In the early 1950s, when Howard Marks was a child growing up in working-class south Wales, Tom Lehrer wrote an ironic pastiche of the sentimental song "The Old Lamplighter" serenading another local hero: "Every evening you will find him/ Around our neighbourhood/ He's the old dope peddler/ Doing well by doing good." Little could the 10-year-old Marks have guessed that one day he would be similarly, though less ironically, celebrated in a movie about his career as the world's most famous drug trafficker.

Presented as a lecture given to an enthusiastic young audience from the stage of the august little Bristol Old Vic theatre, the long-haired, 60-year-old Marks tells his story: how he wins a scholarship to Oxford in the mid-1960s, develops a taste there for grass, moves out of teaching into importing marijuana on what eventually becomes an industrial scale and ends up, in 1988, with a 25-year sentence in the States.
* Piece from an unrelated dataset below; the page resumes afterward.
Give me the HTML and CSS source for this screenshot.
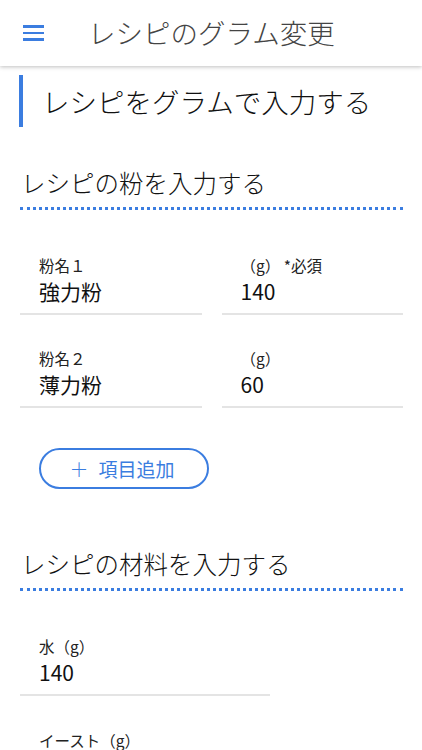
FILE: index.html
```html
<!DOCTYPE html>
<html lang="ja">
<head>
  <meta charset="UTF-8" />
  <meta name="viewport" content="width=device-width, initial-scale=1.0" />
  <title>レシピのグラム変更</title>
  <link rel="stylesheet" href="styles.css">
</head>
<body>
  <header class="app-bar">
    <button class="menu-button" aria-label="menu">
      <span></span><span></span><span></span>
    </button>
    <div class="app-title">レシピのグラム変更</div>
  </header>

  <main class="content">
    <h1 class="page-title">レシピをグラムで入力する</h1>

    <h2 class="section-title">レシピの粉を入力する</h2>
    <div class="field-grid">
      <div class="field">
        <label>粉名１</label>
        <div class="value">強力粉</div>
      </div>
      <div class="field">
        <label>（g） *必須</label>
        <div class="value">140</div>
      </div>
      <div class="field">
        <label>粉名２</label>
        <div class="value">薄力粉</div>
      </div>
      <div class="field">
        <label>（g）</label>
        <div class="value">60</div>
      </div>
    </div>
    <button class="add-button"><span class="plus">＋</span>項目追加</button>

    <h2 class="section-title">レシピの材料を入力する</h2>
    <div class="field-list">
      <div class="field wide">
        <label>水（g）</label>
        <div class="value">140</div>
      </div>
      <div class="field wide">
        <label>イースト（g）</label>
        <div class="value"></div>
      </div>
    </div>
  </main>
</body>
</html>
```

FILE: styles.css
```css
body {
  margin: 0;
  font-family: "Noto Sans CJK JP", "Noto Sans", sans-serif;
  background-color: #fff;
  color: #222;
}

.app-bar {
  height: 66px;
  display: flex;
  align-items: center;
  background-color: #fff;
  box-shadow: 0 1px 4px rgba(0, 0, 0, 0.25);
  position: relative;
  z-index: 1;
}

.menu-button {
  width: 22px;
  margin-left: 23px;
  padding: 0;
  border: none;
  background: none;
  display: flex;
  flex-direction: column;
  gap: 4px;
}

.menu-button span {
  display: block;
  width: 21px;
  height: 2.5px;
  background-color: #3b7de0;
}

.app-title {
  margin-left: 43px;
  font-size: 27.5px;
  font-weight: 300;
  color: #444;
  line-height: 1;
}

.content {
  padding: 0 19px 0 20px;
}

.page-title {
  margin: 9px 0 0 -1px;
  height: 52px;
  line-height: 52px;
  border-left: 4px solid #3b7de0;
  padding-left: 19px;
  font-size: 27.5px;
  font-weight: 300;
  color: #111;
}

.section-title {
  margin: 38px 0 45px;
  line-height: 36px;
  padding: 0 0 6px 1px;
  border-bottom: 3px dotted #3b7de0;
  font-size: 24.5px;
  font-weight: 300;
  color: #111;
}

.field-grid {
  display: grid;
  grid-template-columns: 1fr 1fr;
  column-gap: 20px;
  row-gap: 33px;
}

.field-list {
  display: flex;
  flex-direction: column;
  gap: 34px;
}

.field {
  padding: 0 19px 8px;
  border-bottom: 2px solid #e4e4e4;
}

.field.wide {
  width: 212px;
}

.field label {
  display: block;
  font-size: 15.5px;
  line-height: 20px;
  color: #222;
}

.field .value {
  margin-top: 2px;
  height: 28px;
  font-size: 21px;
  line-height: 28px;
  color: #111;
}

.add-button {
  display: flex;
  align-items: center;
  justify-content: center;
  margin: 40px 0 57px 19px;
  width: 170px;
  height: 41px;
  border: 2px solid #3b7de0;
  border-radius: 21px;
  background-color: #fff;
  color: #3b7de0;
  font-family: inherit;
  font-size: 19px;
  cursor: pointer;
}

.add-button .plus {
  margin: 0 10px 0 -4px;
  font-weight: 300;
}

.add-button + .section-title {
  margin-top: 0;
}
```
Along his adventurous, highly lucrative and extremely dangerous way, he experiences "asexual orgasms" while transporting dope through customs and becomes involved with the IRA, MI6, dubious Middle Eastern businessmen and the mafia. After seven years in a US federal penitentiary, he emerges wholly unrepentant to write Mr Nice, a comic bestseller that brings together a self-justifying Apologia Pro Vita Sua with Waugh's Decline and Fall.

The film is a lighthearted, amoral comedy thriller, its opening monochrome turning to colour when Howard smokes his first spliff as an undergraduate. The writer-director Bernard Rose takes a highly indulgent view of its hero, seeing him as a modernday Robin Hood running rings around the absurd sheriffs who pursue him as he provides a public service. This is very much Marks's self-image. Others might regard him as a conscienceless, borderline psychopath, and the riveting central performance by Rhys Ifans, who plays Marks as a charming, raffish boyo from the Welsh valleys, doesn't wholly preclude such an interpretation.